Creative alliance

Author enlists help of Charlestown neighbors to complete new book

Created date

September 17th, 2019
Arthur Jones turned to his Charlestown neighbors for help with his latest book: The Jesus Spy. (L to R) Carol Davisson, Arthur Jones, Bill Bettridge, and Pat Bettridge.

Arthur Jones turned to his Charlestown neighbors for help with his latest book: The Jesus Spy. (L to R) Carol Davisson, Arthur Jones, Bill Bettridge, and Pat Bettridge.

Aside from a maintenance-free home and a wealth of on-site amenities and activities, one of the great things about living at Charlestown is the number of diverse and talented people who call it home. 

So, when Arthur Jones, an accomplished journalist and author, needed a reader for the final draft of his fourteenth book, The Jesus Spy, as well as an artist to design the book’s cover, naturally he turned to his neighbors. 

Like minds

Bill Bettridge, former chair of UMBC’s English department and his wife Pat, a retired high school English teacher, were at the top of Arthur’s list. Ironically, a few years before meeting at Charlestown, Arthur and Bill had a chance encounter at The Orchard Market & Café, a Persian restaurant in Towson, Md. 

“As my wife and I walked into the restaurant, I noticed a car with the license plate, ‘Beowulf,’ says Arthur. “After we moved, I saw that same car here at Charlestown. I began searching for a reader for The Jesus Spy and discovered the owners of the car were Bill and Pat, and so they were the first people I approached.”

At the time, Bill was working on his own book, I Take My Pen in Hand, a collection of nineteenth-century letters written to his great-great-grandfather from family members who left Ohio and moved west. 

“Arthur brought me some pieces, and my wife and I read them and encouraged him to go on, making suggestions and so forth,” says Bill. “He asked if we thought what he had written was worth proceeding with and I assured him it was. It was great fun.”

Just two doors down from the Bettridges lives Carol Davisson, a lifelong artist and retired art teacher. Bill and Pat introduced Carol to Arthur so they could talk about designing the cover for his new novel. 

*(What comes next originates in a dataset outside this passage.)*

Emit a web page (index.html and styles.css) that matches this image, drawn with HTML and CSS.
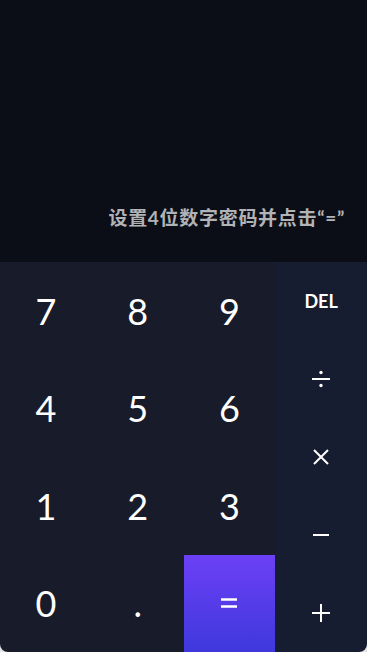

“I had done illustrations before but never a book cover,” says Carol. “We discussed his ideas, and he gave me some sketches to give me a general idea of what he was after, but he pretty much gave me free rein.”

Set in first-century Rome and Judea, The Jesus Spy is a historical thriller that follows a Roman spy chief as he tries to determine whether the Messianic preacher from Nazareth is a threat to Rome’s Judean occupation. 

“Despite the title, it’s not a religious book,” says Arthur. “It’s a story about what the trial and crucifixion looked like to someone who—like the spy chief—was not one of the preacher’s followers and how it affected him later. In ancient Greece, Parthia, Rome, and the Middle East, such trials and crucifixions were regular, public events.”

Years in the making

Arthur originally penned The Jesus Spy in 1990, but his career as an international journalist left little time for leisure writing. 

“I simultaneously wrote economic stuff, and at the same time, I was very dedicated as a Catholic journalist in issues such as poverty, race, oppression and that sort of thing,” says Arthur, whose writing has appeared in Forbes, Financial Times, World Trade, National Catholic Reporter, and Catholic Star-Herald. “At the end of the day, there wasn’t much time for my own endeavors.”

Born in Liverpool, England, Arthur attended an Anglican boys’ school. At 16, he began serving as a reporter’s apprentice, which would set in motion his calling as a journalist. 

“In England, we have a system called City & Guilds, which provides technical training for students. So, if you wanted to be a lawyer, a charted surveyor, an engineer, a journalist, a carpenter, a baker, and so forth, you had to find someone who would take you on as an apprentice,” says Arthur. 

In the course of his career, Arthur interviewed two presidents, two princes, and five prime ministers but says it was all in a day’s work. 

“You might think, ‘Wow, what a life!’ But for me, it was just a job. It was how I earned my living, and it sounds much more glamorous than it was,” says Arthur. 

Since retiring from journalism, Arthur now has time to focus on writing books from his home office at Charlestown. But he is reluctant to call himself an author. 

“I call myself a book writer,” says Arthur. “What is the difference? Book writers never get writer’s block; they just keep writing. When I sit down to write, I write until my fingers or my backside give out.” 

When he’s not writing, Arthur is usually reading. 

“I read constantly. One of my favorite writers is Donna Leon, a mystery writer who hails from the University of Maryland overseas school in Venice, Italy,” says Arthur. 

When asked if he ever plans to retire from writing, he jokes that he won’t live forever.